Written exercise ::
Pull every line containing "components" from the entries.

Materials provided ::
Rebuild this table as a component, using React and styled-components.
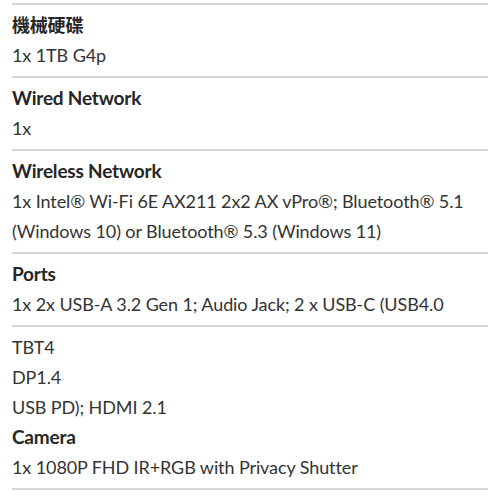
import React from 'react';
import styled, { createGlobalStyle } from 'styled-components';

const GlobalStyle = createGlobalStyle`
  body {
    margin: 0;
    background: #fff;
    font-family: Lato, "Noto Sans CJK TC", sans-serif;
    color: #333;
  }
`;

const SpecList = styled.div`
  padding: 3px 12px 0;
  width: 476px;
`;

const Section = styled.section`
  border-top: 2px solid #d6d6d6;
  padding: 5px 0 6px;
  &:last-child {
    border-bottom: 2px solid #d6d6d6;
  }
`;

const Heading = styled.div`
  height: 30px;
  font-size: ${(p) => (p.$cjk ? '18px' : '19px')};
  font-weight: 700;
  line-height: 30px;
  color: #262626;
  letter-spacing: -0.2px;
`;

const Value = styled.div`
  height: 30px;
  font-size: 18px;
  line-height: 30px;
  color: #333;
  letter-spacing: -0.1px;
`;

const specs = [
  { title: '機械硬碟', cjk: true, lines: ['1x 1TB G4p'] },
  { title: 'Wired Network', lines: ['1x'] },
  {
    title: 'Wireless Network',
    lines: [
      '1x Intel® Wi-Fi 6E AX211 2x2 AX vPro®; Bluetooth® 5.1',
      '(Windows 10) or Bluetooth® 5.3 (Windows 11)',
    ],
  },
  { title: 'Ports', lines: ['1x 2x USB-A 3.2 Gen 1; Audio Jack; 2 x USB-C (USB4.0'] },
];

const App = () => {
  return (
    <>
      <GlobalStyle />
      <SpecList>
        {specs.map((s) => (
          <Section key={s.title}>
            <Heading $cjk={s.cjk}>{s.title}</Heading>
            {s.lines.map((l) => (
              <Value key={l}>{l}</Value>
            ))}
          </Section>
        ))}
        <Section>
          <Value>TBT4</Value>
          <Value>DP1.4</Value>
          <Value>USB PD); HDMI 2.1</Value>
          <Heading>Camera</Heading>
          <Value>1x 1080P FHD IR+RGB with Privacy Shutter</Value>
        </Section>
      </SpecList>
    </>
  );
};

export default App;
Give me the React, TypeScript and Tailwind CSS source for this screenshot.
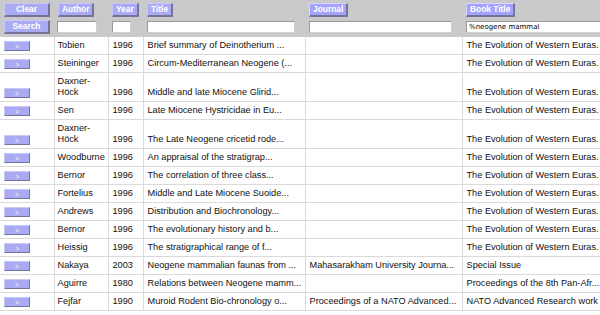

Correct output ::
Rebuild this table as a component, using React and styled-components.
import styled, { createGlobalStyle } from 'styled-components';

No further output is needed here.